Sensing a need to dissipate that uncomfortable energy, I went straight to the pool. For the next half hour or so I tried to release whatever energy was pumping through my body, and prompting all kinds of snappy comebacks — things that I wanted say or do that might convey how deeply offended I’d been. Stroke after stroke, I could feel the arguments composing themselves in my head, all the clever ways I could put the other person in their place, let them know just how inappropriately they had behaved.
As I continued swimming, I suddenly had the epiphany: what might happen if I fast forwarded to five years from now? Would any of this matter in the least? This thought cast a whole new light on the present. It was as if the sun had come out. It probably did — we’ve had a cloudy day — but nonetheless, I was struck by the idea that if I could just transport myself to a future time when this petty little irritation was long forgotten, then I could save myself the time and energy that went into wanting to express my indignation or my hurt feelings or whatever emotions were prompted in the moment. Just that single shift — five years out — and the whole drama shrank to size.

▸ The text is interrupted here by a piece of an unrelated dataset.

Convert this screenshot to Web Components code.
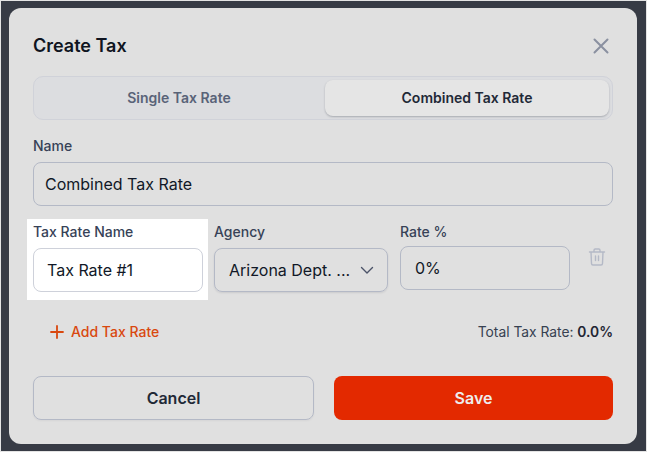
<!DOCTYPE html>
<html>
<head>
<meta charset="utf-8">
<title>Create Tax</title>
<style>
  html, body { margin: 0; height: 100%; }
  body { font-family: Inter, "Liberation Sans", sans-serif; background: #373b45; }
</style>
</head>
<body>
<tax-dialog heading="Create Tax">
  <tax-tabs></tax-tabs>
  <tax-field label="Name" value="Combined Tax Rate"></tax-field>
  <div slot="rates">
    <tax-field label="Tax Rate Name" value="Tax Rate #1" highlight></tax-field>
    <tax-field label="Agency" value="Arizona Dept. ..." select></tax-field>
    <tax-field label="Rate %" value="0%" raised></tax-field>
    <tax-trash></tax-trash>
  </div>
</tax-dialog>

<script>
  class TaxDialog extends HTMLElement {
    constructor() {
      super();
      this.attachShadow({ mode: "open" });
    }

    connectedCallback() {
      this.shadowRoot.innerHTML = `
        <style>
          * { box-sizing: border-box; margin: 0; padding: 0; }
          :host {
            display: block;
            width: 647px;
            height: 452px;
            padding: 7px 8px 7px 8px;
            border: 1px solid #e4e4e4;
            box-sizing: border-box;
            background: #373b45;
          }
          .modal {
            height: 436px;
            width: 628px;
            background: #e0e0e0;
            border-radius: 12px;
            padding: 24px 24px 0;
          }
          .head {
            display: flex;
            justify-content: space-between;
            align-items: center;
            height: 28px;
            margin-bottom: 16px;
          }
          h2 { font-size: 18px; font-weight: 600; color: #0f1420; line-height: 28px; }
          .close { display: block; width: 24px; height: 24px; }
          ::slotted(tax-tabs) { margin-bottom: 16px; }
          ::slotted([slot="rates"]) {
            display: flex;
            gap: 11px;
            margin-top: 16px;
          }
          .totals {
            display: flex;
            justify-content: space-between;
            align-items: center;
            height: 24px;
            margin-top: 28px;
            padding-left: 16px;
          }
          .add { display: flex; align-items: center; gap: 6px; color: #d9480f; font-size: 14px; font-weight: 500; }
          .add span { position: relative; top: -0.5px; }
          .add svg { display: block; }
          .total { font-size: 13.8px; color: #374151; }
          .total b { font-weight: 600; color: #1f2533; }
          .foot { display: flex; gap: 20px; margin-top: 32px; }
          .btn {
            flex: 1 1 0;
            height: 44px;
            border-radius: 8px;
            font: 600 16px Inter, "Liberation Sans", sans-serif;
            display: flex;
            align-items: center;
            justify-content: center;
          }
          .cancel { border: 1px solid #b4b9c6; color: #1f2937; box-shadow: 0 1px 2px rgba(16,24,40,.05); }
          .save { background: #e32900; color: #eee; }
        </style>
        <div class="modal">
          <div class="head">
            <h2>${this.getAttribute("heading")}</h2>
            <svg class="close" viewBox="0 0 24 24" fill="none" stroke="#8a90a0" stroke-width="2" stroke-linecap="round">
              <path d="M5.5 5.5l13 13M18.5 5.5l-13 13"/>
            </svg>
          </div>
          <slot></slot>
          <slot name="rates"></slot>
          <div class="totals">
            <div class="add">
              <svg width="16" height="16" viewBox="0 0 16 16" fill="none" stroke="#d9480f" stroke-width="1.8" stroke-linecap="round">
                <path d="M8 2v12M2 8h12"/>
              </svg>
              <span>Add Tax Rate</span>
            </div>
            <div class="total">Total Tax Rate: <b>0.0%</b></div>
          </div>
          <div class="foot">
            <div class="btn cancel">Cancel</div>
            <div class="btn save">Save</div>
          </div>
        </div>
      `;
    }
  }

  class TaxTabs extends HTMLElement {
    constructor() {
      super();
      this.attachShadow({ mode: "open" });
    }

    connectedCallback() {
      this.shadowRoot.innerHTML = `
        <style>
          * { box-sizing: border-box; }
          :host {
            display: flex;
            gap: 4px;
            height: 44px;
            padding: 3px;
            background: #dcdde0;
            border: 1px solid #d0d2d9;
            border-radius: 10px;
            box-sizing: border-box;
            font-size: 14px;
            font-weight: 600;
          }
          div { flex: 1 1 0; display: flex; align-items: center; justify-content: center; border-radius: 8px; padding-bottom: 1px; }
          .off { color: #596378; }
          .on { background: #e5e5e5; color: #1f2937; box-shadow: 0 1px 2px rgba(16,24,40,.25); }
        </style>
        <div class="off">Single Tax Rate</div>
        <div class="on">Combined Tax Rate</div>
      `;
    }
  }

  class TaxField extends HTMLElement {
    constructor() {
      super();
      this.attachShadow({ mode: "open" });
    }

    connectedCallback() {
      const isSelect = this.hasAttribute("select");
      const chevron = isSelect
        ? `<svg width="16" height="16" viewBox="0 0 16 16" fill="none" stroke="#4b5368" stroke-width="1.4" stroke-linecap="round" stroke-linejoin="round"><path d="M2.5 5.5L8 11l5.5-5.5"/></svg>`
        : "";
      this.shadowRoot.innerHTML = `
        <style>
          * { box-sizing: border-box; }
          :host { display: block; box-sizing: border-box; }
          :host([select]) { width: 174px; }
          :host([raised]) { width: 170px; margin-left: 1px; }
          :host([highlight]) {
            width: 181px;
            margin: -3px -5px -8px -6px;
            padding: 3px 5px 8px 6px;
            background: #fff;
          }
          label { display: block; font-size: 14px; line-height: 20px; font-weight: 500; color: #374257; margin-bottom: 6px; }
          :host([raised]) .box { margin-top: -2px; }
          .box {
            height: 44px;
            border: 1px solid #b4b9c6;
            border-radius: 8px;
            display: flex;
            align-items: center;
            justify-content: space-between;
            padding: 0 14px 0 11px;
            font-size: 16px;
            color: #111827;
            white-space: nowrap;
          }
          :host([highlight]) .box { border-color: #ced1da; padding-left: 13px; }
          :host([select]) .box { padding-left: 14px; padding-right: 12px; box-shadow: 0 1px 2px rgba(16,24,40,.1); }
          :host([raised]) .box { padding-left: 14px; }
        </style>
        <label>${this.getAttribute("label")}</label>
        <div class="box"><span>${this.getAttribute("value")}</span>${chevron}</div>
      `;
    }
  }

  class TaxTrash extends HTMLElement {
    constructor() {
      super();
      this.attachShadow({ mode: "open" });
    }

    connectedCallback() {
      this.shadowRoot.innerHTML = `
        <style>
          :host { display: block; width: 18px; padding-top: 25px; margin-left: 7px; }
          svg { display: block; }
        </style>
        <svg width="18" height="20" viewBox="0 0 18 20" fill="none" stroke="#b4b9c6" stroke-width="1.4" stroke-linecap="round" stroke-linejoin="round">
          <path d="M1.5 5h15M6 5V3.2C6 2.5 6.5 2 7.2 2h3.6c.7 0 1.2.5 1.2 1.2V5M3 5l.5 11.5c0 .9.7 1.5 1.5 1.5h8c.8 0 1.5-.6 1.5-1.5L15 5M7.5 9v4.5M10.5 9v4.5"/>
        </svg>
      `;
    }
  }

  customElements.define("tax-dialog", TaxDialog);
  customElements.define("tax-tabs", TaxTabs);
  customElements.define("tax-field", TaxField);
  customElements.define("tax-trash", TaxTrash);
</script>
</body>
</html>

Since then — and this strikes me as miraculous — I have not given it another thought. The mental replay stopped. The speech I was rehearsing simply evaporated. And the best part? I have no lingering energy around it. No simmering, no tightening in the chest, no imaginary re-litigation of the scene while I’m supposed to be doing something else. Empty space where the grudge was starting to build.
I believe that this shift is credit due to the teachers and the teachings that taught me to at least count to 10, taught me to take ownership of my thoughts and feelings, my reactions, and be responsible for the trail that I leave. These tools come from years of studying Eastern psychology, philosophy, and spirituality, Western psychology, all kinds of resources that people have shared throughout the ages. Because guess what? ALL of us have moments that severely challenge our best intentions. Times when we want to believe or feel or do or say things that are absolutely NOT our ideal behavior. The point of all the years of spiritual study and practice is not that we never get triggered; it is that we learn, little by little, how to steer ourselves back toward the enlightened, compassionate and understanding people we have the capacity to be.
So this is my offering today: the five-year plan. Think about anything that might have you triggered at this moment, or has been a recent trigger — and ask yourself, five years from now, is it really going to matter?
PS If that doesn’t work, try remembering what you were thinking, feeling, doing or saying five years ago. Not much there, huh? So we know the five year plan works. We just have to play it forward!